We respected South Africa big time, and they were probably the No. 1 rated team in the world, from the win-loss ratio then. And I think deep in our minds we thought, for us to win the World Cup we have to knock out South Africa.

In the first Super Six game they batted very well. Herschelle Gibbs got a brilliant hundred, and we lost some early wickets and we were under the pump a bit. You talk about leadership, Steve Waugh, a leader by actions and the way he walked out to bat that day - he used to have the red rag, it was in his back pocket there. I can still vividly remember him walking out of the Headinley dressing room, and thinking that there was no way he was physically coming back unless we won that game.

Him and Ricky Pointing built a bit of partnership, he batted well with Michael Bevan, but it was really on an edge against a top-line South Africa attack. Just going back a little bit, Steve Waugh was probably questioned, not only whether he is going to captain the one-day team but also his place in the one-day team, and he really needed to increase his strike-rate. About a year out, he started to bring out the slog sweep, particular against the spinners. He helped win us a final against India in Delhi in 1998, slog sweeping a spinner in one of the last overs.

In this game, the the most telling shot for me the slog swept off Steven Elworthy, a pretty fast bowler from South Africa. Waugh slog-swept him over midwicket. So all of a sudden we thought we might win the game, and then Tom Moody, his mate from the 1987 World Cup, went out to join him and it was still hearts-in-the-mouth stuff. The boys got us home in the last over, Shaun Pollock was bowling. And I remember Steve Waugh came back and he was little bit like Clint Eastwood really, not a lot of emotion. He got in, we were all pumped. I just felt that I couldn't go straight to him, I would have broken down. It was probably the most inspiring innings I had ever seen. It might have been his first or second hundred too. It took him to a level that he probably hadn't been to before. And that's what captains do, that's what leaders do, and fortunately for us our captain got us home.

We had had a team meeting the night before that and we are going through the players like we always do. We got to Herschelle Gibbs when the great Shane Warne, who obviously can think left of centre, a very creative person, suggested that Gibbs and Jonty Rhodes caught the ball and threw it before they actually controlled the ball, and so it wasn't a catch. He felt that it should be a team rule that we should actually stand our ground and question the umpire on whether they had actually held on to the catch long enough.

For me, it was right out of left field. I wouldn't have thought of something like that. But it showed how much Shane Warne thinks about the game.
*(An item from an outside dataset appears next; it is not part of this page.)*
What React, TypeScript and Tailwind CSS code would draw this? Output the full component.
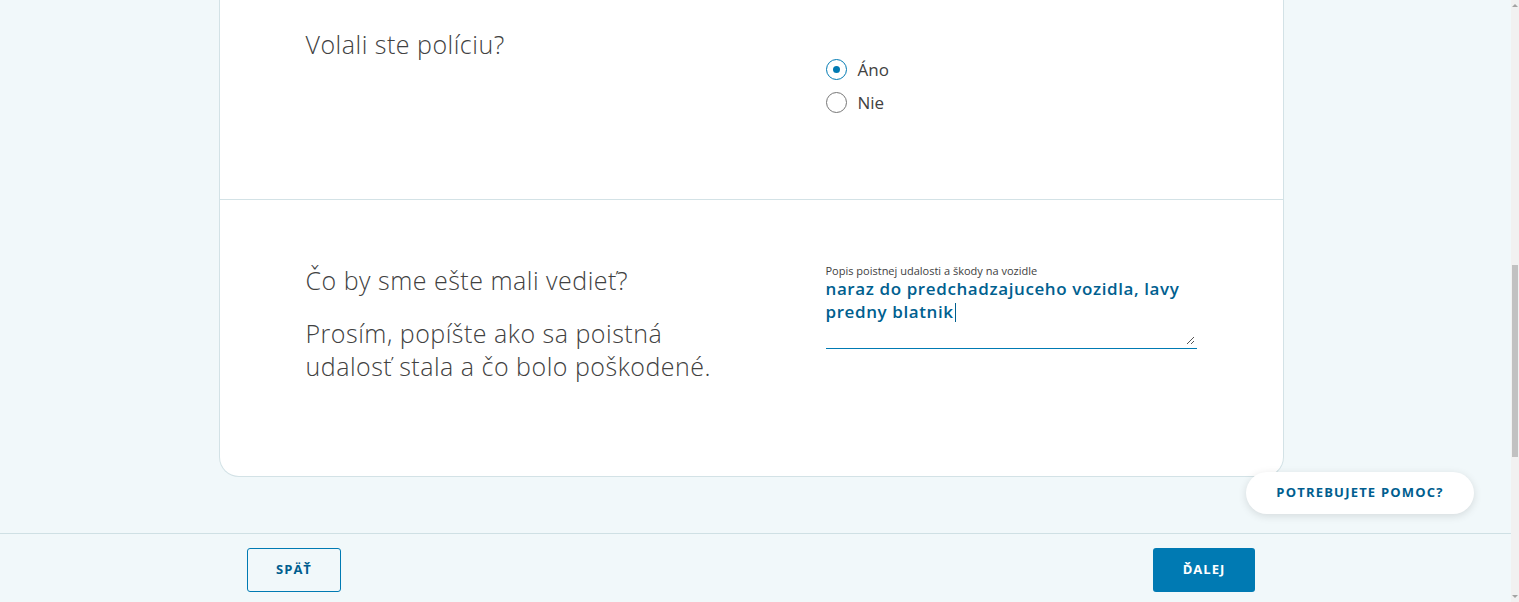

Steve Waugh said that it wasn't a team rule but if an individual batsman felt that it happened then they had the right to stand their ground. Now fast-forward to the game and Waugh is in the middle of his innings, and he flicks the ball, off to Gibbs, who proceeds to take the ball, but in the case to try and throw it up, he drops the ball and doesn't control it at all. And there was no doubt that it wasn't a catch. It wasn't that he dropped the catch, it wasn't quite what Warnie was saying, but amazing from that man to be able to pick up that a couple of them didn't hold the catch in the right spirit of the game. It was amazing how something as simple as that was enough to get us through, Steve Waugh went on to get a 120, and we were in the semi-finals.

There is no doubt that if Steve wouldn't have got a hundred in that game then we wouldn't have gone any further in the tournament. There was no one in that lower-middle order, the tail, that could have taken up against the attack - Allan Donald, Shaun Pollock, Steven Elworthy, Lance Klusener, Hansie Cronje - that was a class one-day attack. So that put it just into what it was, that it was a match-defining innings, but also a tournament-defining innings for us.